*What you are asked to do*: Each line that follows is to be retyped exactly.

***

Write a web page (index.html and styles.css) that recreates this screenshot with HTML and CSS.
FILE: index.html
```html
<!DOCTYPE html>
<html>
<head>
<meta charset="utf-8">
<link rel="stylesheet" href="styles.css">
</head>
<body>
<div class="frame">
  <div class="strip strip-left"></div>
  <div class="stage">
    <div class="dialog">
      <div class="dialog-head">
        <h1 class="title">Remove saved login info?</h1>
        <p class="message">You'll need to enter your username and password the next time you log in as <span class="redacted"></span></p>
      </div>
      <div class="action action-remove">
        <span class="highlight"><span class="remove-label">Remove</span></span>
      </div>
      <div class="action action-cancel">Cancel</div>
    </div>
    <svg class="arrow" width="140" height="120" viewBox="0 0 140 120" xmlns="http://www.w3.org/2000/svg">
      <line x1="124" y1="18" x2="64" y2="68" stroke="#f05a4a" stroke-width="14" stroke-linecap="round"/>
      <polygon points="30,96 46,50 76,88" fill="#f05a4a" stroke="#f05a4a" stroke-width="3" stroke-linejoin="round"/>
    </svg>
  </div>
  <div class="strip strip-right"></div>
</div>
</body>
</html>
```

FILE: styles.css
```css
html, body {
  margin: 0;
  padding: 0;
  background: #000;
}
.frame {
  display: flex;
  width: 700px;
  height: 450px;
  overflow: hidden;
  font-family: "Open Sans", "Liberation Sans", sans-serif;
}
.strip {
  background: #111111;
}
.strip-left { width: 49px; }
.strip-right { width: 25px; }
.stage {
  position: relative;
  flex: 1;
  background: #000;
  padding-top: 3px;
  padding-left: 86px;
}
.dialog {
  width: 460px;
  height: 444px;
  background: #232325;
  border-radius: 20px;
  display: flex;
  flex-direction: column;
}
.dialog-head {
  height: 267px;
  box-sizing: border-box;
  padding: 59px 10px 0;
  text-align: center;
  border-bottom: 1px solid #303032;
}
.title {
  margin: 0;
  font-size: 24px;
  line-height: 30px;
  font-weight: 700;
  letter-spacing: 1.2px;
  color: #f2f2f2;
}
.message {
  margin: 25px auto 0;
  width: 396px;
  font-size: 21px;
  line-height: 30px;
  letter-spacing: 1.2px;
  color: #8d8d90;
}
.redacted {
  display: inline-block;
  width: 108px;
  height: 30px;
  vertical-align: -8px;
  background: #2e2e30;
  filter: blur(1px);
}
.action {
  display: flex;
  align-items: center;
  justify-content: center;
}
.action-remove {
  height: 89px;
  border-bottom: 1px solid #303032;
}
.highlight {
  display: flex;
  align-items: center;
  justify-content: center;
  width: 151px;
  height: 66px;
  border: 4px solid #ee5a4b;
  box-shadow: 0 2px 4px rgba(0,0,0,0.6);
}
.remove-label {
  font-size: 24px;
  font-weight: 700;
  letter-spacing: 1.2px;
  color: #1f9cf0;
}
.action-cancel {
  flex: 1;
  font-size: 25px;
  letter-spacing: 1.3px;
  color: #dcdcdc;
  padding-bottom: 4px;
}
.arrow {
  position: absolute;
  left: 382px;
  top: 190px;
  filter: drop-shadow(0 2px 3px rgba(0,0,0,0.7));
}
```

***

*Exercise result*:
Write a web page (index.html and styles.css) that recreates this screenshot with HTML and CSS.
FILE: index.html
```html
<!DOCTYPE html>
<html>
<head>
<meta charset="utf-8">
<link rel="stylesheet" href="styles.css">
</head>
<body>
<div class="frame">
  <div class="strip strip-left"></div>
  <div class="stage">
    <div class="dialog">
      <div class="dialog-head">
        <h1 class="title">Remove saved login info?</h1>
        <p class="message">You'll need to enter your username and password the next time you log in as <span class="redacted"></span></p>
      </div>
      <div class="action action-remove">
        <span class="highlight"><span class="remove-label">Remove</span></span>
      </div>
      <div class="action action-cancel">Cancel</div>
    </div>
    <svg class="arrow" width="140" height="120" viewBox="0 0 140 120" xmlns="http://www.w3.org/2000/svg">
      <line x1="124" y1="18" x2="64" y2="68" stroke="#f05a4a" stroke-width="14" stroke-linecap="round"/>
      <polygon points="30,96 46,50 76,88" fill="#f05a4a" stroke="#f05a4a" stroke-width="3" stroke-linejoin="round"/>
    </svg>
  </div>
  <div class="strip strip-right"></div>
</div>
</body>
</html>
```

FILE: styles.css
```css
html, body {
  margin: 0;
  padding: 0;
  background: #000;
}
.frame {
  display: flex;
  width: 700px;
  height: 450px;
  overflow: hidden;
  font-family: "Open Sans", "Liberation Sans", sans-serif;
}
.strip {
  background: #111111;
}
.strip-left { width: 49px; }
.strip-right { width: 25px; }
.stage {
  position: relative;
  flex: 1;
  background: #000;
  padding-top: 3px;
  padding-left: 86px;
}
.dialog {
  width: 460px;
  height: 444px;
  background: #232325;
  border-radius: 20px;
  display: flex;
  flex-direction: column;
}
.dialog-head {
  height: 267px;
  box-sizing: border-box;
  padding: 59px 10px 0;
  text-align: center;
  border-bottom: 1px solid #303032;
}
.title {
  margin: 0;
  font-size: 24px;
  line-height: 30px;
  font-weight: 700;
  letter-spacing: 1.2px;
  color: #f2f2f2;
}
.message {
  margin: 25px auto 0;
  width: 396px;
  font-size: 21px;
  line-height: 30px;
  letter-spacing: 1.2px;
  color: #8d8d90;
}
.redacted {
  display: inline-block;
  width: 108px;
  height: 30px;
  vertical-align: -8px;
  background: #2e2e30;
  filter: blur(1px);
}
.action {
  display: flex;
  align-items: center;
  justify-content: center;
}
.action-remove {
  height: 89px;
  border-bottom: 1px solid #303032;
}
.highlight {
  display: flex;
  align-items: center;
  justify-content: center;
  width: 151px;
  height: 66px;
  border: 4px solid #ee5a4b;
  box-shadow: 0 2px 4px rgba(0,0,0,0.6);
}
.remove-label {
  font-size: 24px;
  font-weight: 700;
  letter-spacing: 1.2px;
  color: #1f9cf0;
}
.action-cancel {
  flex: 1;
  font-size: 25px;
  letter-spacing: 1.3px;
  color: #dcdcdc;
  padding-bottom: 4px;
}
.arrow {
  position: absolute;
  left: 382px;
  top: 190px;
  filter: drop-shadow(0 2px 3px rgba(0,0,0,0.7));
}
```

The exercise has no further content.